By way of conclusion

All in all, the paralysis of the WTO remains regrettable. In this time of plural transition – as much in terms of production methods as in the choice of economic models – returning to the negotiating table would likely be the way to go. The WTO can legitimately follow the objective of globalisation by supporting the conditions of efficiency and stability of markets. In doing this however, redefining a better profit split between states and multinational companies would be necessary to preserve social stability. These future negotiations should endeavour to rediscover the initial aims of the DDA and clarify the globalisation-development relationship through a “compromise combining the recognised advantages of globalisation with the protection of national interests.”[7] If the WTO is a reference point in trade matters, it would be a mistake to grant it a certain omnipotence. It is probably this asymptotic line that is taking a long time to establish.
 

Author: Paul Batibonak, First Secretary at the Permanent Mission of Cameroon in Geneva and Coordinator of the Centre for Research in Diplomatic, International and Strategic Studies.

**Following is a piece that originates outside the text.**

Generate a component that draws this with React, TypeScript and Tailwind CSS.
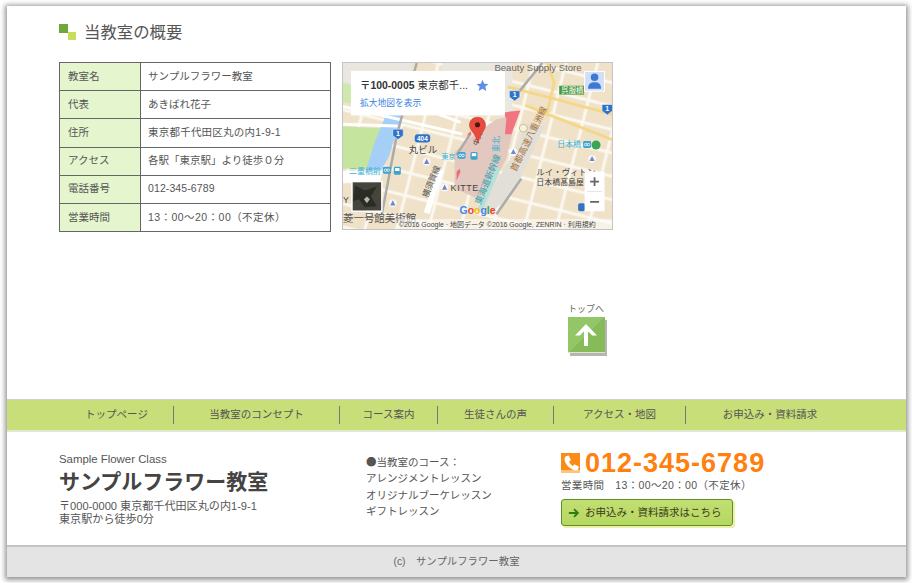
const jp = { fontFamily: '"Liberation Sans", "Noto Sans CJK JP", sans-serif' };

const rows: [string, string, string][] = [
  ["教室名", "サンプルフラワー教室", ""],
  ["代表", "あきばれ花子", ""],
  ["住所", "東京都千代田区丸の内1-9-1", "tracking-[0.22px]"],
  ["アクセス", "各駅「東京駅」より徒歩０分", ""],
  ["電話番号", "012-345-6789", "tracking-[0.1px]"],
  ["営業時間", "13：00〜20：00（不定休）", "tracking-[0.45px]"],
];

const nav: [string, string][] = [
  ["トップページ", "w-[114px]"],
  ["当教室のコンセプト", "w-[166px]"],
  ["コース案内", "w-[98px]"],
  ["生徒さんの声", "w-[116px]"],
  ["アクセス・地図", "w-[132px]"],
  ["お申込み・資料請求", "w-[168px]"],
];

function Metro({ x, y }: { x: number; y: number }) {
  return (
    <g transform={`translate(${x} ${y})`}>
      <rect width="8" height="7" rx="1.500" fill="#3ba3d0" />
      <circle cx="2.600" cy="3.500" r="1.300" fill="none" stroke="#fff" strokeWidth=".8" />
      <circle cx="5.400" cy="3.500" r="1.300" fill="none" stroke="#fff" strokeWidth=".8" />
    </g>
  );
}
function Train({ x, y }: { x: number; y: number }) {
  return (
    <g transform={`translate(${x} ${y})`}>
      <rect width="7" height="8" rx="1.500" fill="#3ba3d0" />
      <rect x="1.300" y="1.300" width="4.400" height="3" fill="#fff" />
    </g>
  );
}
function Poi({ x, y }: { x: number; y: number }) {
  return (
    <g transform={`translate(${x} ${y})`}>
      <circle r="4" fill="#fff" opacity=".7" />
      <path d="M0-3L2.600 2.200H-2.600z" fill="#6f86d8" />
    </g>
  );
}
function Shield({ x, y, n }: { x: number; y: number; n: string }) {
  return (
    <g transform={`translate(${x} ${y})`}>
      <path d="M0 0h10.500v6.500L5.250 10.500 0 6.500z" fill="#2f74c8" stroke="#fff" strokeWidth=".5" />
      <text x="5.250" y="6.800" fontSize="7" fontWeight="700" fill="#fff" textAnchor="middle">{n}</text>
    </g>
  );
}

function MapArt() {
  return (
    <svg viewBox="0 0 270 168" width="269" height="166" preserveAspectRatio="none" className="block" style={jp}>
      <defs>
        <pattern id="blocks" width="31" height="23" patternUnits="userSpaceOnUse" patternTransform="rotate(14)">
          <rect width="31" height="23" fill="#fbf8f1" />
          <rect x="1.500" y="1.500" width="28" height="20" fill="#f0e2c8" />
        </pattern>
      </defs>
      <rect width="270" height="168" fill="url(#blocks)" />
      {/* pale zones */}
      <path d="M0 0h70L60 50 0 40z" fill="#e9e7e0" />
      <path d="M100 0h70v50h-70z" fill="#e9e7e0" />
      <path d="M166 100l20-40 16 4-30 66-24 22-8-8z" fill="#e2dfd9" />
      {/* park & river */}
      <path d="M0 64l38 2-10 41H0z" fill="#c5e59f" />
      <path d="M0 20l30 6 8 18-38-4z" fill="#cfe9ad" />
      <path d="M44 50l15 3-13 42-8 14-15-1 9-28z" fill="#a6cff7" />
      <path d="M0 109h40l-3 12H0z" fill="#ffffff" />
      <path d="M0 122h34l-2 16H0z" fill="#f0e2c8" />
      {/* station */}
      <path d="M112 90l19-17 23-16 20-4-10 44-23 43-29-13z" fill="#e3c8bf" />
      <path d="M161 50l17-2-9 24h-6.500l1.500-15z" fill="#f1757f" />
      <path d="M125 72l3-3 1 3-4 6zM114 110l3-3 1 3-4 9z" fill="#ee6f7a" />
      {/* roads */}
      <g stroke="#ffffff" strokeWidth="3" fill="none">
        <path d="M0 44L120 72" />
        <path d="M0 62L60 64" />
        <path d="M96 52L118 60" />
      </g>
      <g stroke="#f4d88a" strokeWidth="3" fill="none">
        <path d="M183 43L271 78" />
        <path d="M165 24L215 37L270 52" />
        <path d="M205 0L212 20L204 54" />
      </g>
      <g stroke="#ababab" strokeWidth="2.500" fill="none">
        <path d="M74 0L61 47L54 73L39 153" />
        <path d="M114 93L127 73" />
        <path d="M179 117L154 153" />
        <path d="M200 0L176 30" />
      </g>
      <path d="M156 106L137 150" stroke="#b7e0d8" strokeWidth="5" fill="none" />
      <path d="M98 108L84 152" stroke="#ffffff" strokeWidth="6" fill="none" />
      {/* rotated labels */}
      <text transform="translate(205 46) rotate(-64)" fill="#a7733b" fontSize="9" textAnchor="end">首都高速八重洲線</text>
      <text transform="translate(138 144) rotate(-68)" fill="#2aa5b5" fontSize="9">東海道新幹線</text>
      <text transform="translate(85 137) rotate(-68)" fill="#555" fontSize="8.500">横須賀線</text>
      <text transform="translate(157 90) rotate(-90)" fill="#3bb0d6" fontSize="8">東北</text>
      <text transform="translate(135 84) rotate(-70)" fill="#444" fontSize="7">中央</text>
      {/* labels */}
      <text x="152" y="8" fontSize="9.600" fill="#666">Beauty Supply Store</text>
      <text x="66" y="91" fontSize="9.500" fill="#444">丸ビル</text>
      <text x="108" y="130" fontSize="9" letterSpacing=".6" fill="#444">KITTE</text>
      <text x="194" y="113" fontSize="8.500" fill="#444">ルイ・ヴィトン</text>
      <text x="194" y="123" fontSize="8" fill="#444">日本橋髙島屋</text>
      <text x="0" y="142" fontSize="9" fill="#444">Y</text>
      <text x="0" y="161" fontSize="10.500" fill="#555">菱一号館美術館</text>
      <text x="99" y="97" fontSize="7" fill="#37b3d8">東京</text>
      <text x="6" y="112" fontSize="8" fill="#37b3d8">二重橋前</text>
      <text x="215" y="85" fontSize="8" fill="#37b3d8">日本橋</text>
      <Metro x={115} y={90} />
      <Train x={128} y={90} />
      <Metro x={40} y={105} />
      <Train x={51} y={105} />
      <Metro x={241} y={79} />
      <circle cx="254" cy="83" r="4.500" fill="#3aa655" />
      <Poi x={84} y={100} />
      <Poi x={102} y={126} />
      <Poi x={50} y={142} />
      <Poi x={171} y={90} />
      <Poi x={250} y={97} />
      <circle cx="181" cy="66" r="4" fill="#f7f2dc" stroke="#a89a66" strokeWidth=".6" />
      <Shield x={50} y={67} n="1" />
      <Shield x={167} y={28} n="1" />
      <Shield x={260} y={42} n="1" />
      <rect x="72" y="72" width="15.500" height="8.500" rx="3" fill="#2f74c8" />
      <text x="79.700" y="78.700" fontSize="6.500" fontWeight="700" fill="#fff" textAnchor="middle">404</text>
      <rect x="236" y="142" width="7" height="8" rx="2" fill="#2f74c8" />
      <rect x="217" y="23" width="25" height="9" fill="#4c9a3f" />
      <text x="219" y="30.500" fontSize="7.500" fill="#fff">呉服橋</text>
      {/* info card */}
      <rect x="8" y="8" width="154.500" height="45" fill="#fff" />
      <text x="17" y="26" fontSize="10.500" fill="#333"><tspan fontWeight="700">〒100-0005</tspan> 東京都千...</text>
      <text x="17" y="43.500" fontSize="8.800" fill="#3a84df">拡大地図を表示</text>
      <path d="M140 17l1.700 3.900 4.300.4-3.200 2.800 1 4.200-3.800-2.300-3.800 2.300 1-4.200-3.200-2.800 4.300-.4z" fill="#5b8fe8" />
      {/* person */}
      <rect x="242.500" y="8.500" width="20" height="20" fill="#cfe0f8" stroke="#fff" />
      <circle cx="252.500" cy="14.500" r="3.800" fill="#3f78d2" />
      <path d="M246 26c0-5 2.800-6.500 6.500-6.500s6.500 1.500 6.500 6.500z" fill="#3f78d2" />
      {/* pin */}
      <path d="M135 55c5 0 8 3.600 8 8 0 5.500-5.500 8-7.500 18.500C133.500 71 127 68.500 127 63c0-4.400 3-8 8-8z" fill="#ea4a3d" stroke="#b03028" strokeWidth=".5" />
      <circle cx="135" cy="62.500" r="2.600" fill="#4a1712" />
      {/* zoom */}
      <rect x="242.500" y="110" width="20" height="40" fill="#fff" />
      <path d="M245 130h15" stroke="#e5e5e5" />
      <path d="M248 120h9M252.500 115.500v9M248 140.500h9" stroke="#666" strokeWidth="1.800" />
      {/* satellite */}
      <rect x="9" y="120" width="30" height="30" fill="#45453c" stroke="#fff" strokeWidth="1.500" />
      <path d="M12 124l10 5 12-4-6 10 6 10-12 1-6-8-6 2z" fill="#2c2c27" />
      <path d="M24 135l3 3-3 4-3-4z" fill="#b8b8ae" />
      {/* google */}
      <text x="117" y="153" fontSize="10.500" fontWeight="700">
        <tspan fill="#4285f4">G</tspan><tspan fill="#ea4335">o</tspan><tspan fill="#fbbc05">o</tspan><tspan fill="#4285f4">g</tspan><tspan fill="#34a853">l</tspan><tspan fill="#ea4335">e</tspan>
      </text>
      <rect x="55" y="158" width="215" height="10" fill="#fff" opacity="0.55" />
      <text x="56" y="166" fontSize="7" fill="#444">©2016 Google · 地図データ ©2016 Google, ZENRIN · 利用規約</text>
    </svg>
  );
}

export default function App() {
  return (
    <div className="w-[912px] h-[583px] bg-white pt-[6px] pl-[7px] overflow-hidden" style={jp}>
      <div className="w-[899px] h-[571px] bg-white shadow-[0_1px_5px_2px_rgba(0,0,0,0.42)] flex flex-col text-[#555]">
        {/* main */}
        <div className="h-[393px] pl-[52px] flex flex-col shrink-0">
          <div className="flex items-center h-[22px] mt-[15px]">
            <div className="relative w-[17px] h-[16px] mr-[8px]">
              <span className="absolute left-0 top-0 w-[9px] h-[9px] bg-[#6fa83a]" />
              <span className="absolute left-[9px] top-[8px] w-[8px] h-[8px] bg-[#c8dc5e]" />
            </div>
            <h2 className="text-[16.4px] leading-[22px] text-[#555]">当教室の概要</h2>
          </div>
          <div className="flex mt-[19px] gap-[11px]">
            <div className="w-[272px] h-[170px] border border-[#666] flex flex-col bg-white shrink-0">
              {rows.map(([k, v, tr], i) => (
                <div key={k} className={`flex flex-1 text-[10.5px] ${i > 0 ? "border-t border-[#666]" : ""}`}>
                  <div className="w-[81px] bg-[#e5f6cf] border-r border-[#666] pl-[8px] flex items-center shrink-0">{k}</div>
                  <div className={`pl-[7px] flex items-center ${tr}`}>{v}</div>
                </div>
              ))}
            </div>
            <div className="w-[271px] h-[168px] border border-[#c4c4c4] shrink-0">
              <MapArt />
            </div>
          </div>
          <div className="ml-[505px] mt-[71px] w-[44px] flex flex-col items-center">
            <span className="text-[9px] leading-[12px] text-[#666]">トップへ</span>
            <div className="w-[37px] h-[36px] mt-[2px] bg-[linear-gradient(135deg,#93c666_50%,#87bb5a_50%)] shadow-[2px_3px_0_#b5b5b5] border-b border-[#dbeac4] flex items-center justify-center">
              <svg viewBox="0 0 24 24" width="24" height="24">
                <path d="M12 1L23 12.500h-4.800L14 8.300V23h-4V8.300L5.800 12.500H1z" fill="#fff" />
              </svg>
            </div>
          </div>
        </div>
        {/* nav */}
        <nav className="h-[33px] shrink-0 bg-[#c8de78] border-t border-b-2 border-t-[#d0d0d0] border-b-[#e2e8d0] pl-[53px] flex items-center">
          <div className="flex items-center text-[10.5px] text-[#555]">
            {nav.map(([n, w], i) => (
              <div key={n} className={`${w} h-[18px] flex items-center justify-center ${i < nav.length - 1 ? "border-r border-[#777]" : ""}`}>{n}</div>
            ))}
          </div>
        </nav>
        {/* footer body */}
        <div className="flex-1 flex pl-[52px]">
          <div className="w-[307px] pt-[20px]">
            <p className="text-[11.4px] leading-[14px]">Sample Flower Class</p>
            <p className="text-[21px] leading-[30px] font-bold text-[#444] mt-[1px]">サンプルフラワー教室</p>
            <p className="text-[11.1px] leading-[13px] mt-[3px]">〒000-0000 東京都千代田区丸の内1-9-1<br />東京駅から徒歩0分</p>
          </div>
          <div className="w-[195px] pt-[22px] text-[10.5px] leading-[16.300px]">
            <p><span className="font-['Noto_Sans_CJK_JP']">●</span>当教室のコース：</p>
            <p>アレンジメントレッスン</p>
            <p>オリジナルブーケレッスン</p>
            <p>ギフトレッスン</p>
          </div>
          <div className="pt-[19px]">
            <div className="flex items-center h-[24px]">
              <span className="w-[19px] h-[20px] bg-[linear-gradient(180deg,#fb8a17_85%,#fbc67a_85%)] flex items-center justify-center mr-[5px]">
                <svg viewBox="0 0 24 24" width="18" height="18"><path d="M5 3l4-1 3 6-2.500 2c1 3 3 5 5 6l2-2.500 6 3-1 4c-1 1-3 1.500-5 1C10 19.500 4.500 14 3.500 8 3 6 4 4 5 3z" fill="#fff" /></svg>
              </span>
              <span className="text-[27px] leading-[24px] tracking-[1px] font-bold text-[#ff7f0f]">012-345-6789</span>
            </div>
            <p className="text-[10.5px] leading-[14px] mt-[3px] tracking-[0.36px] whitespace-pre">営業時間　13：00〜20：00（不定休）</p>
            <div className="mt-[7px] w-[172px] h-[27px] rounded-[3px] bg-[linear-gradient(180deg,#c2df72,#b6d762)] border border-[#5b8f2a] shadow-[2px_2px_0_#eef0a8] flex items-center pl-[6px] text-[10.5px] text-[#3a3a1a]">
              <svg viewBox="0 0 14 14" width="12" height="12" className="mr-[5px]"><path d="M1 7h10M7 2.500L11.500 7 7 11.500" stroke="#2e7d10" strokeWidth="2.200" fill="none" /></svg>
              お申込み・資料請求はこちら
            </div>
          </div>
        </div>
        {/* copyright */}
        <div className="h-[32px] shrink-0 bg-[#e4e4e4] border-t-2 border-[#c4c4c4] flex items-center justify-center text-[10.4px] text-[#666]">
          (c)　サンプルフラワー教室
        </div>
      </div>
    </div>
  );
}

[1] Ideas Centre, « CM-11 : aller de l’avant pour les Pays en voie de développement » (Going forward for developing countries), Newsletter dated 21 December 2017.

[2]It refers mostly to investment, competition, electronic trade (in a new approach) and micro, small and medium-sized enterprises (MSMEs).

[3] Speech made in Melbourne (Australia) on 26 November 2012 during the Richard Snape Lecture, while he was the Director-General of the WTO.

[4] Abélès, Marc (Dir.), Des anthropologues à l’OMC. Scènes de la gouvernance mondiale, Paris, CNRS Editions, 2011.

[5]Kébabdjian, Gérard, Les théories de l'économie politique internationale, Paris, Le Seuil, « Points »,1999, p.8.

[6] Abbas, Mehdi, « Libre-échange et développement. Les Suds dans le système commercial multilatéral », Revue internationale et stratégique, vol. 4, n°108, 2017.

[7]Speech by the Cameroonian leader, President Paul Biya, in response to a speech from the dean of the diplomatic corps in Yaoundé on 4 January 2018.